Just been asked to make a cheeseboard by swmbo, I've wandered to the garage/tip/fortress of solitude and found a piece of oak roughly the right size. So is oak OK for this application? (Household use), if so what should I finish it with?

Thanks!

:)
 
I'd be a bit wary of oak for a cheeseboard. Like others have said, very open grain so difficult to keep clean, and if the cheese is the least hygroscopic (all the salty ones are) it may get wet and start to react with any non-stainless steel items.
Maybe insert a tile into the oak for the cheese to sit on?
 
Just use it as is and wash it after use. No need to treat it though you could put linseed or olive oil on it when it's nice and dry.

We've been using all sorts of offcuts for plates, cheeseboards etc. More useful than you'd think - a piece say 12x10" just right for two slices of toast and a cup of coffee in bed. Cut a groove around the edge to catch crumbs.
They double as mats for hot things on the table, or as chopping boards.

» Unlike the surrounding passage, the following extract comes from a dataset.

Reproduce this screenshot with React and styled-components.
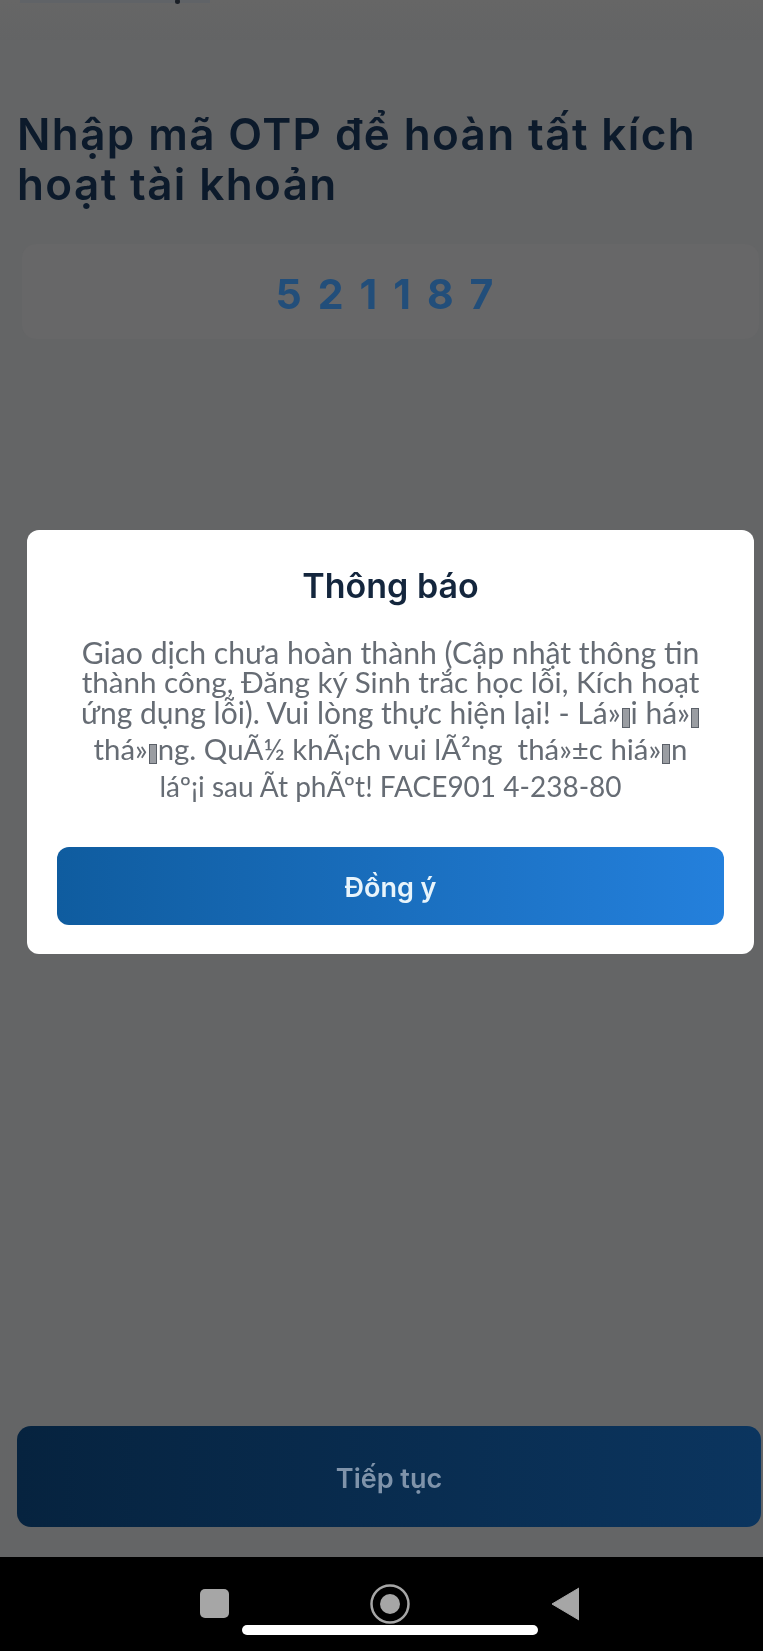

Wood is surprisingly durable in the kitchen - we regularly use bowls which are 50 years old or more (my old dad made them). Just have to avoid excess heat and moisture - a quick wash, no soaking etc.
 
I seem to remember Jamie Oliver selling an oak one that was just a piece of oak with the sapwood on one edge for £60 ish.

Google cheese boards, loads of different woods and cracks, knot holes etc.

Danish oil is food safe a few costs rubbed on with a scotchbrite pad should make a slurry that will fill the grain.

Pete
 
Just go for it. Too many say this, that and the other about all sorts of timber not being suitable for chopping boards.......but how many oak worktops are out there?!

Looked after properly they'll be fine. Crack on I say
 
Right then, I'll have a go with this piece of oak - it doesn't have to last forever or look fantastic. In fact the brief from swimbo when she saw the oak was "can you make it look so that it didn't come from the bottom of the garden?" :D

I might have some Danish oil already, I'll have a look. One thing I have just found is a small piece of maple of a similar thickness, if I have time I might try a stripey board.

Thanks very much for the help.
 
Just so you know, being a keen cook I have 'lots' of chopping boards, made from leftovers from table tops, worktops and the like.
Oak, Maple, Walnut, Hickory, Beech, Iroko and even Sapele. The only wood I regularly use in the workshop that hasn't made it's way into the kitchen is Douglas Fir (and Accoya but that doesn't really count as wood as far as I'm concerned.)

All my chopping boards get a few coats of Tung Oil which is renewed every 'whenever I remember.'

No one has yet to die from eating food prepped on any of these boards, although I have prepared some truly disastrous meals on them.